Bisnis.com, JAKARTA -- Mantan Ketua Badan Penyehatan Perbankan Nasional (BPPN) Syafruddin Arsyad Temenggung divonis 13 tahun penjara beserta denda pidana sebesar Rp700 juta subsider kurungan selama tiga bulan oleh Majelis Hakim di Pengadilan Negeri (PN) Jakarta Pusat, Senin (24/9/2018).
"Mengadili, menyatakan terdakwa Syafruddin Arsyad Temenggung telah terbukti secara sah dan meyakinkan bersalah melakukan tindak pidana korupsi yang dilakukan secara bersama-sama sebagaimana yang telah didakwakan. Menjatuhkan pidana oleh karena itu kepada terdakwa Syafruddin Arsyad Temenggung dengan pidana penjara selama 13 tahun dan pidana denda sebesar Rp700 juta, dengan ketentuan apabila denda tersebut tidak dibayar maka akan diganti dengan pidana kurungan selama 3 bulan," ucap Ketua Majelis Hakim Yanto di PN Jakarta Pusat, Senin (24/9).
Putusan sidang yang dijatuhkan kepada Syafruddin lebih ringan dari tuntutan Jaksa Penuntut Umum (JPU) Komisi Pemberantasan Korupsi (KPK).
Dalam sidang tuntutan pada 3 September 2018, Jaksa Penuntut Umum KPK menuntut Syafruddin 15 tahun penjara serta denda Rp1 miliar subsider 6 bulan kurungan.
Sepuluh hari kemudian, Syafruddin membacakan pleidoi.
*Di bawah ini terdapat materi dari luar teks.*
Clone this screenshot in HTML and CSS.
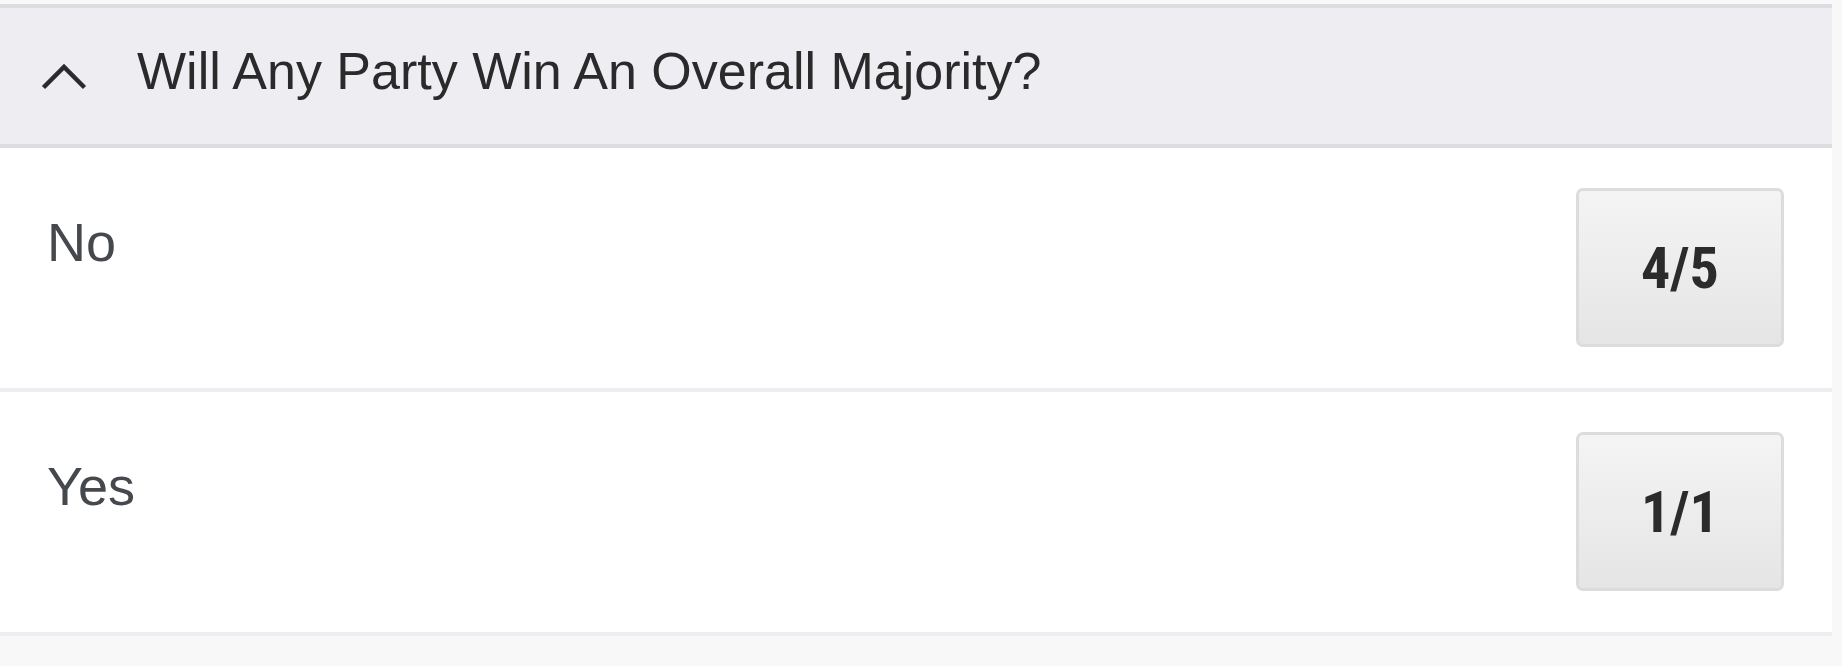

Ketika itu, dia mengaku merasa heran, aneh, janggal, serta terkesan ada hal yang dipaksakan terkait dengan penuntasan kasus BLBI.
"Sejak ditetapkan tersangka pada Maret 2017 hingga saat ini, kami membacakan pembelaan di Pengadilan Tipikor Jakarta, kami masih merasa heran, aneh, janggal dan terkesan dipaksakan atas kontruksi hukum yang dibuat oleh penyidik dan penuntut umum KPK yang telah menetapkan tersangka dan terdakwa dalam pemberian SKL kepada Sjamsul Nursalim," papar Syafruddin.
Menanggapi hal tersebut, KPK selaku penegak hukum menilai relatif tidak ada hal yang baru dan signifikan dalam poin-poin yang disampaikan terdakwa Syafruddin dalam pleidoinya.
"JPU KPK telah mendengar selama dua hari ini [soal] pembelaan tersebut. Tentu saja, seluruh yang disampaikan terdakwa atau kuasa hukum tersebut, terlepas benar atau tidaknya, adalah hak dari pihak terdakwa. Namun, KPK memandang relatif tidak ada hal yang baru dan signifikan dalam poin-poin yang disampaikan," ujar Juru Bicara KPK Febri Diansyah, Jumat (14/9).